Conversão que é o tema central que a liturgia de hoje nos desafia refletir com o texto de Lucas. Nele Jesus está sendo criticado veementemente pelos fariseus e mestres da Lei, por acolher e fazer refeição com pecadores, com os publicanos. Lembrando que no tempo de Jesus, os publicanos eram os cobradores de impostos judeus, que trabalhavam para o Império Romano. Por este motivo, eram desprezados pelo povo, por colaborarem com os opressores romanos e, por muitas vezes, serem corruptos, cobrando impostos em excesso e enriquecendo ilicitamente à custa do sofrimento do povo. Desta forma, como o texto de hoje relata, os publicanos eram considerados pecadores, por se misturarem com os gentios e desrespeitarem a lei. Entretanto, Jesus, teve uma atitude diferente ao se aproximar e chamar alguns publicanos, acolhendo-os, mostrando que Ele veio para buscar e salvar exatamente os “perdidos”.

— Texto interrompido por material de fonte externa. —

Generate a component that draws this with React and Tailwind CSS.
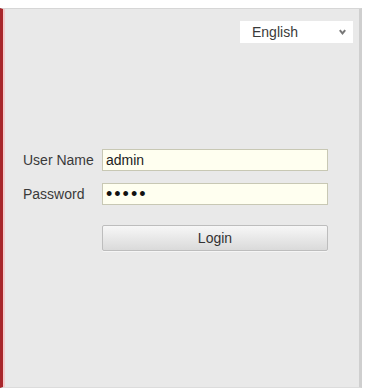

“Haverá alegria entre os anjos de Deus por um só pecador que se converte”. (Lc 15,10) Este versículo último do texto lucano de hoje é a síntese para toda a vida cristã. Como Lucas é o “evangelista da misericórdia”, o capitulo 15 de seu evangelho é considerado o coração de seu texto. Neste capítulo se concentra a mensagem central de sua obra, aproximando ao máximo do Jesus histórico, que é aquele que veio anunciar e se encarnar, no meio da humanidade, trazendo-nos o amor misericordioso, compassivo e gratuito do Pai. Jesus que não somente falava dos pecadores, pequenos, pobres e marginalizados, mas convivia diretamente com eles, no meio deles, se fazendo um com eles, mostrando a face misericordiosa de um Deus amoroso. É este Jesus histórico que os religiosos do tempo de Jesus não o aceitavam, como também os conservadores tradicionalistas de hoje, não o aceitam, pelo fato de sua identificação com os pobres. Jesus, “tão humano assim, só podia ser Deus”. (Leonardo Boff)
“Vinde a mim todos vocês que estão cansados de carregar o peso do seu fardo, e eu lhes darei descanso”. (Mt 11,28) Jesus veio até nós para instaurar o Reino. Os religiosos que estão presos as suas estruturas religiosas de cumprimento rigoroso da Lei, não o reconhecem porque Ele vai às periferias existenciais, geográficas e sociais, fazendo acontecer ali a justiça do Reino de Deus. São os pobres, os desfavorecidos que conseguem penetrar o sentido mais profundo dessa atividade revolucionária libertadora de Jesus. Esta perícope de Lucas de hoje ensina para nós que Deus prefere o pecador ao justo, ou que os que se acham justos, mas estão cheios de hipocrisia nas suas ações. Fica claro que a lógica de Deus é outra, pois com o seu mistério de amor, se alegra muito mais em acolher o pecador arrependido, ao lado do justo que persevera, na sua conversão como caminho de libertação.